Jordan T. Camp – American Studies
Jordan T. Camp, assistant professor of American studies

Camp said, “We were excited about the opportunity to join the faculty at Trinity College and launch this initiative in collaboration with partners across campus, not least of which is [Paul E. Raether Distinguished Professor of American Studies] Davarian Baldwin’s Smart Cities Lab. We are able to join a conversation about social justice that has long been happening on campus—from students who have been protesting after the deaths of George Floyd and Breonna Taylor, to connections that scholars have already been making with communities in Hartford and throughout the region. Our work is a product of talking with students, colleagues, staff, and community members, all of whom will have active roles in the initiative.”

Baldwin added, “After the social unrest of summer 2020, many schools leaned into the trendy theme of ‘Diversity, Equity, and Inclusion.’ But Jordan Camp and Christina Heatherton’s proven track record of social justice scholarship, deep student mentorship, and broad public advocacy brings substantive legitimacy to Trinity’s efforts. And I am more than thrilled to see how their partnership with my new Smart Cities Lab will ground social justice work directly within our campus community in ways that could serve as a national model for cultivating what I call ‘urban citizenship.’”

Dean of the Faculty and Vice President for Academic Affairs Sonia Cardenas said that the Trinity Social Justice Initiative launches a new set of highly collaborative, cross-disciplinary public conversations. “From the first event, there was a palpable sense of energy and creativity—a sense of pushing boundaries and provoking new thinking,” Cardenas said. “These scholars always place students at the center of the discourse, authentically so, and they make visible how research can inform real-world struggles. Their work promises to place Trinity at the cutting edge of liberal arts colleges, defining us as an institution that grapples with and advances social justice through the power of education.”
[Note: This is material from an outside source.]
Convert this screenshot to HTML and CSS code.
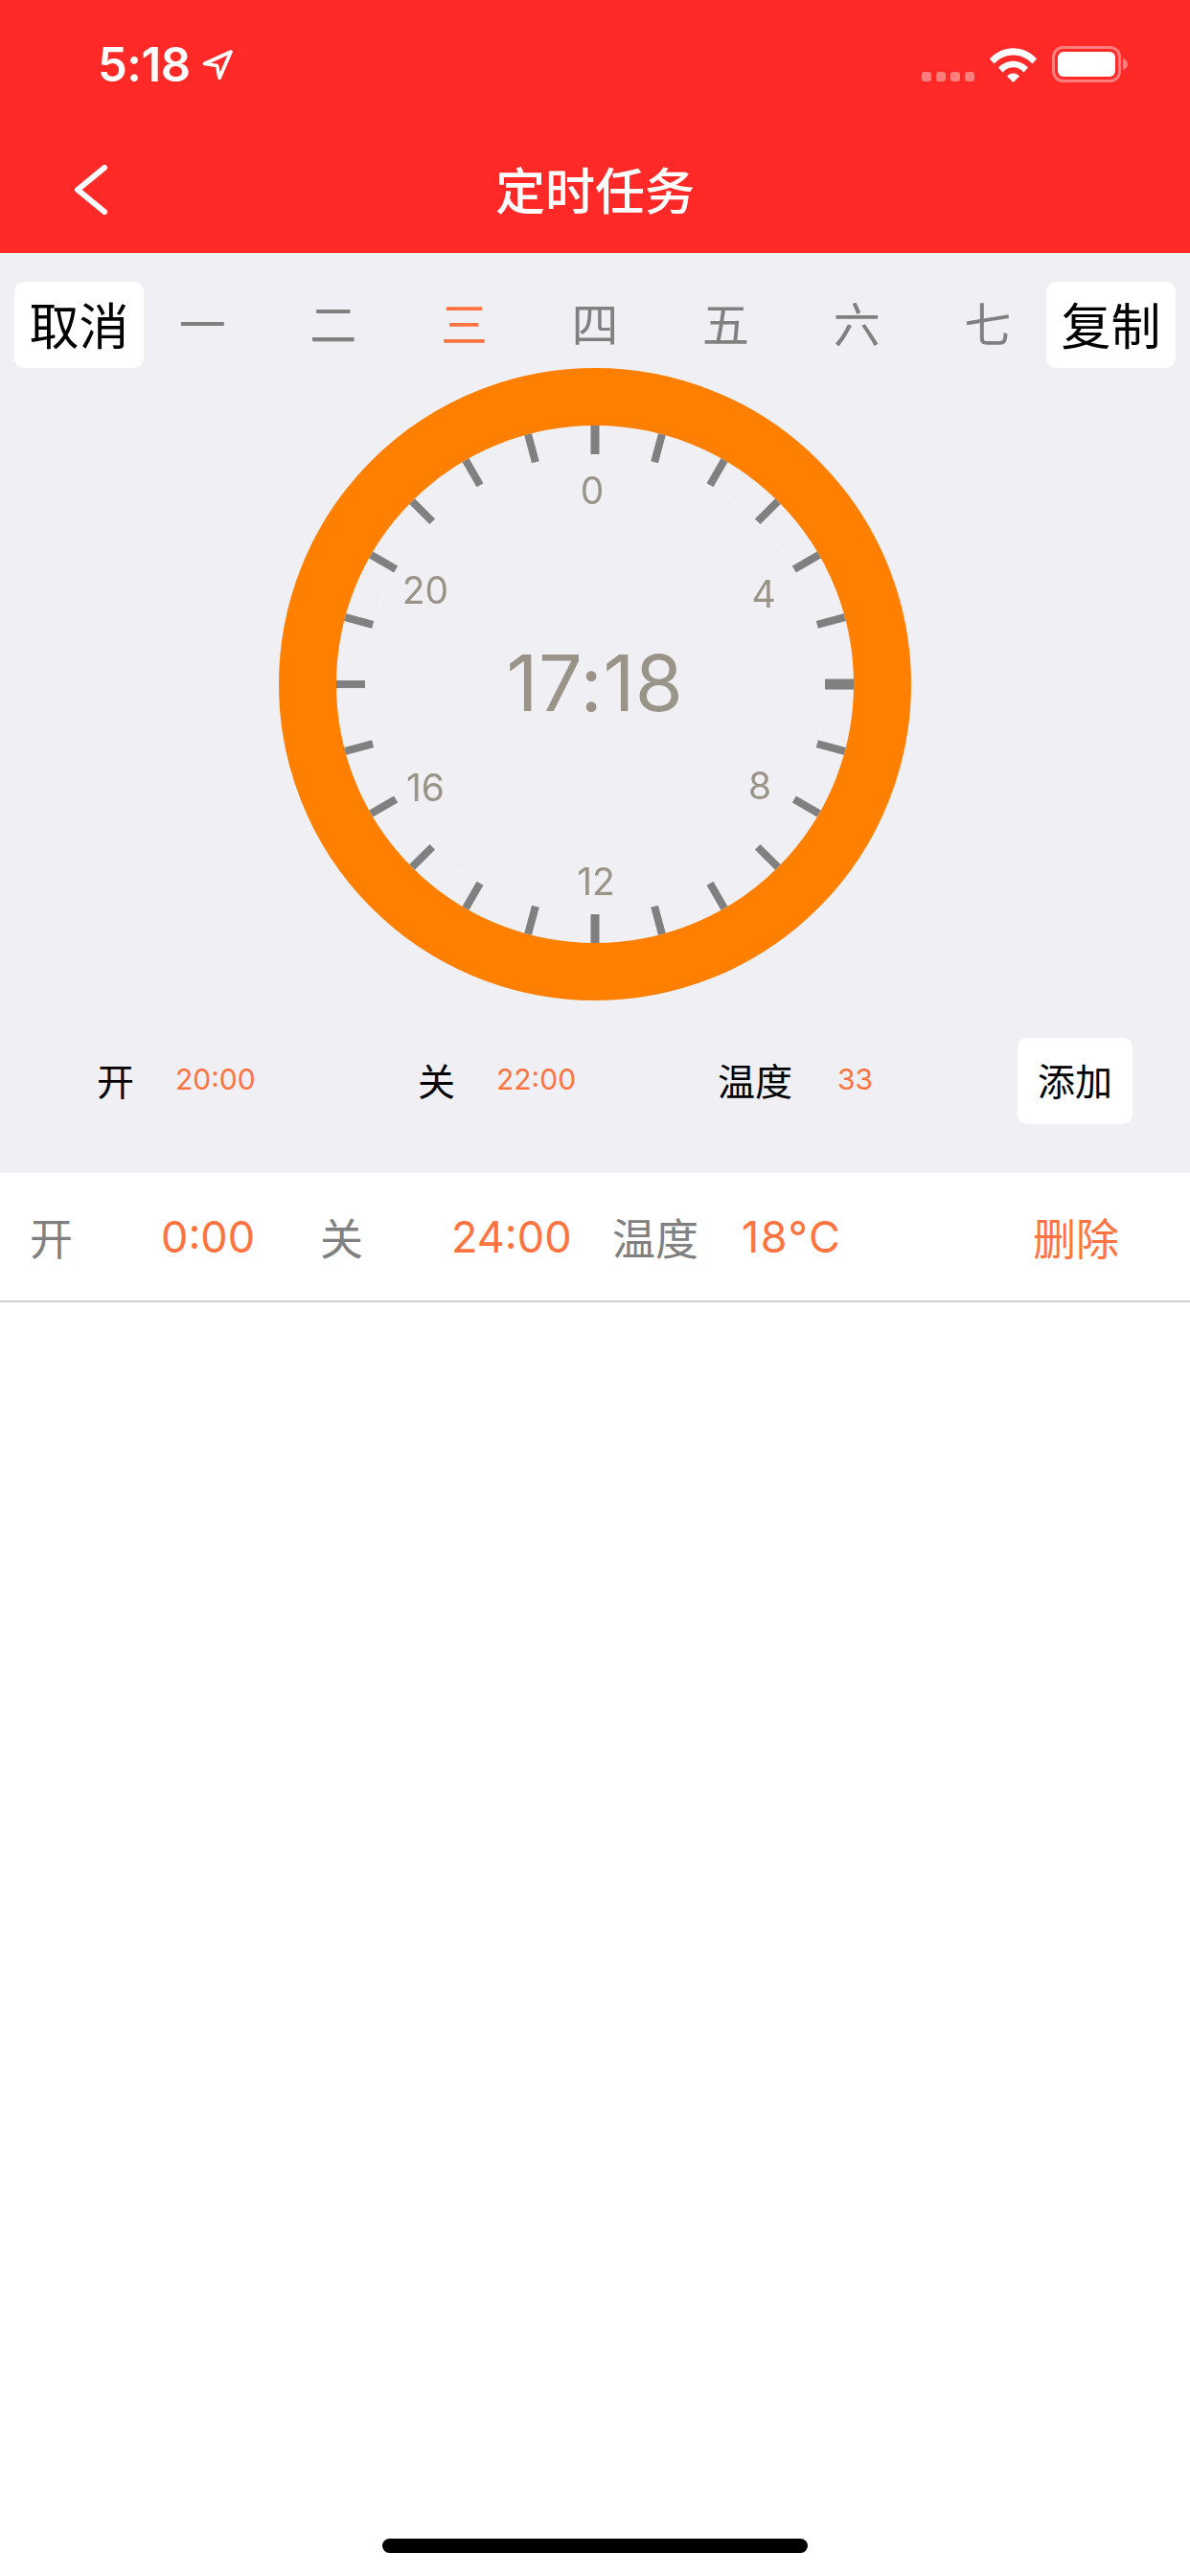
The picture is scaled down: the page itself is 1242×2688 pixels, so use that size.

Trinity Social Justice Initiative Fall 2021 Lecture Series
The Trinity Social Justice Initiative Fall 2021 Lecture Series

Heatherton and Camp said the Trinity community embraces the discussion of difficult topics. “It seems like there have been genuine efforts to address a number of issues on campus,” Heatherton said. “We both got a sense of efforts to address things like racism, sexism, homophobia, and transphobia, in the curriculum and in the social life of campus. There is a lot of work to do, but we got the sense that it wasn’t just talk—that there were real efforts to build on and wonderful people that we could build with.”

Said Camp, “We bring experiences and insights that we’ve developed from doing this kind of work in other contexts. We see ourselves curating conversations between artists, activists, and scholars that can move the discussion of these issues from the classroom, campus, and conference circuit into the public sphere.”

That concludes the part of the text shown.